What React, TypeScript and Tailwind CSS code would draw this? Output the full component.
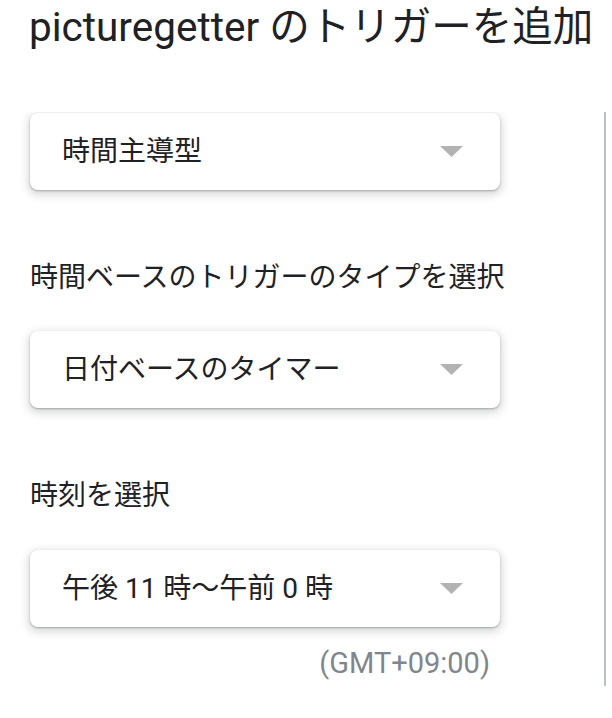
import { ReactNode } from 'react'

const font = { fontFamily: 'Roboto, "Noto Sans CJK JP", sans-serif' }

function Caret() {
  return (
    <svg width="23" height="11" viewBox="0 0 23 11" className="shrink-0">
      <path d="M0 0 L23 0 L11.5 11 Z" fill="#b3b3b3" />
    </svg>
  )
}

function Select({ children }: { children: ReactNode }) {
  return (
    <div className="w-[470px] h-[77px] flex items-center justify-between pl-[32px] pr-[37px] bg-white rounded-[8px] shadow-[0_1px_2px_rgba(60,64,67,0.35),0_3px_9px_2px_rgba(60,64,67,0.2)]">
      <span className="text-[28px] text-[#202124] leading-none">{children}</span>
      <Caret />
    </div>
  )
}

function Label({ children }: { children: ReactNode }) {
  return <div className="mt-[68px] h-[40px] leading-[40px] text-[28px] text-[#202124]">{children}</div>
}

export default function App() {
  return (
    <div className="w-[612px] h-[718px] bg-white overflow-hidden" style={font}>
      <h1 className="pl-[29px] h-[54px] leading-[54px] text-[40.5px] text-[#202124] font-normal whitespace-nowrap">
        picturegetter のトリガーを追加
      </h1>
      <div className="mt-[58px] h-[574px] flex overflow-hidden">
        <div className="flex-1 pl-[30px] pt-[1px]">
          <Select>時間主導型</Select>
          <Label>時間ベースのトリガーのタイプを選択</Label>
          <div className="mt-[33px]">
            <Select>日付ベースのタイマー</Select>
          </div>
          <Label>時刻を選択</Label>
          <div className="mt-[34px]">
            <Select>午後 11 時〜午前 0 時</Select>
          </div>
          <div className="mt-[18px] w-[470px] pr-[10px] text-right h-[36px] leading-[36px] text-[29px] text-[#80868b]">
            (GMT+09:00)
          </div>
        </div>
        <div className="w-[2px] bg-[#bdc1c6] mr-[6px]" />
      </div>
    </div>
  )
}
####################
- _Instructions for the task_
Copy the material above in full and exactly, skipping pictures.

- _Response to this task_
What React, TypeScript and Tailwind CSS code would draw this? Output the full component.
import { ReactNode } from 'react'

const font = { fontFamily: 'Roboto, "Noto Sans CJK JP", sans-serif' }

function Caret() {
  return (
    <svg width="23" height="11" viewBox="0 0 23 11" className="shrink-0">
      <path d="M0 0 L23 0 L11.5 11 Z" fill="#b3b3b3" />
    </svg>
  )
}

function Select({ children }: { children: ReactNode }) {
  return (
    <div className="w-[470px] h-[77px] flex items-center justify-between pl-[32px] pr-[37px] bg-white rounded-[8px] shadow-[0_1px_2px_rgba(60,64,67,0.35),0_3px_9px_2px_rgba(60,64,67,0.2)]">
      <span className="text-[28px] text-[#202124] leading-none">{children}</span>
      <Caret />
    </div>
  )
}

function Label({ children }: { children: ReactNode }) {
  return <div className="mt-[68px] h-[40px] leading-[40px] text-[28px] text-[#202124]">{children}</div>
}

export default function App() {
  return (
    <div className="w-[612px] h-[718px] bg-white overflow-hidden" style={font}>
      <h1 className="pl-[29px] h-[54px] leading-[54px] text-[40.5px] text-[#202124] font-normal whitespace-nowrap">
        picturegetter のトリガーを追加
      </h1>
      <div className="mt-[58px] h-[574px] flex overflow-hidden">
        <div className="flex-1 pl-[30px] pt-[1px]">
          <Select>時間主導型</Select>
          <Label>時間ベースのトリガーのタイプを選択</Label>
          <div className="mt-[33px]">
            <Select>日付ベースのタイマー</Select>
          </div>
          <Label>時刻を選択</Label>
          <div className="mt-[34px]">
            <Select>午後 11 時〜午前 0 時</Select>
          </div>
          <div className="mt-[18px] w-[470px] pr-[10px] text-right h-[36px] leading-[36px] text-[29px] text-[#80868b]">
            (GMT+09:00)
          </div>
        </div>
        <div className="w-[2px] bg-[#bdc1c6] mr-[6px]" />
      </div>
    </div>
  )
}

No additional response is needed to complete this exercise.